The transfer is likely from a pristine digital intermediate. It hasn’t been processed beyond what was necessary for VFX and composite work. There isn’t a hint of unnecessary noise or aliasing in the video. Contrast and color saturation are fairly typical for a RED-shot production.
Horsehead arrives on Blu-ray with a menacing 5.1 DTS-HD MA soundtrack bursting with surround activity. It acts as a fine companion to the impressive visuals, immersing the listener in a complete soundfield. The haunting score sparkles in perfect clarity. Surround cues show nice channel separation, adding to the listening experience. Bursts of strong LFE boost the low end. This is a strong, dynamic surround mix with a sizable bass presence. Horsehead’s effective audio helps set the right tone and mood with ease.
Optional English SDH subtitles appear in a yellowish font.
Artsploitation Films has released a couple of different editions for Horsehead, including a special Blacklist package and 2-disc collector’s edition. They’ve taken a page from Arrow Video, including reversible art in a clear Blu-ray case. The normal retail package only includes the movie on Blu-ray. The other editions include a CD soundtrack.

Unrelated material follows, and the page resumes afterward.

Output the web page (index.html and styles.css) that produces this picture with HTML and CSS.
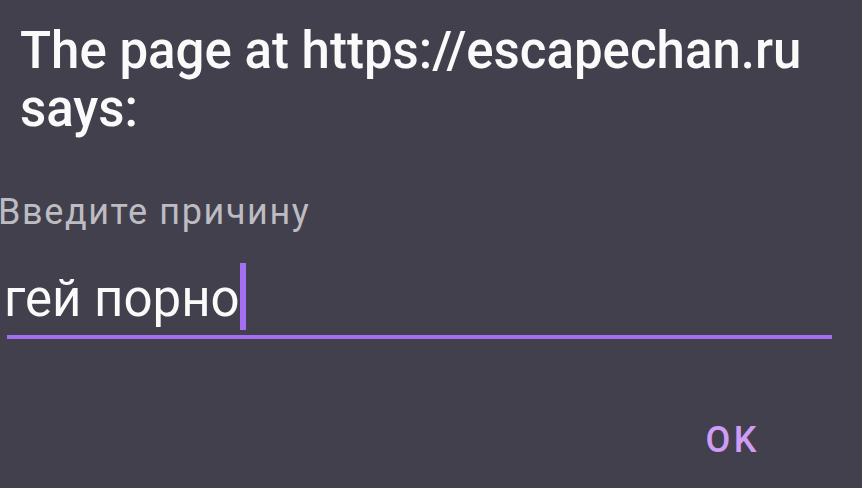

The included four short films are a little strange as special features for Horsehead. They seem to have been included to fill out the disc, as they don’t directly pertain to the film. The hour-long making-of documentary is very extensive, going on the set with exclusive behind-the-scenes footage. Short of a commentary, it explains the film reasonably well from a technical perspective. Someone talking about the themes and complex visual metaphors would have been welcome.
Inside Horsehead (57:25 in HD) – This making-of documentary is mostly in French with English subtitles. An English speaker narrates between segments, linking together the different scenes. Both the director and lead actress make substantial contributions to this piece. They explain their reasoning behind the choices made in Horsehead. Like a lot of independent films, we get far more behind-the-scenes footage from the set in this documentary than we’d get from Hollywood. It’s pretty amazing how they achieved some of their visual design when the curtain is pulled back.
Four Short Films (10:50 in HD, 01:05 in HD, 06:46 in HD, 03:10 in HD) – The first short film is a strange vignette of a nasty encounter between a man and woman. All of them are arty shorts, likely student films. They don’t seem to have a direct connection with Horsehead as a movie.
Original Uncensored Trailer (02:21 in HD)
Artsploitation Films Trailers – The House With 100 Eyes (01:44 in HD), Der Samurai (01:55 in HD), The Treatment (02:16 in HD)
Full disclosure: This Blu-ray was provided to us for review. This has not affected the editorial process.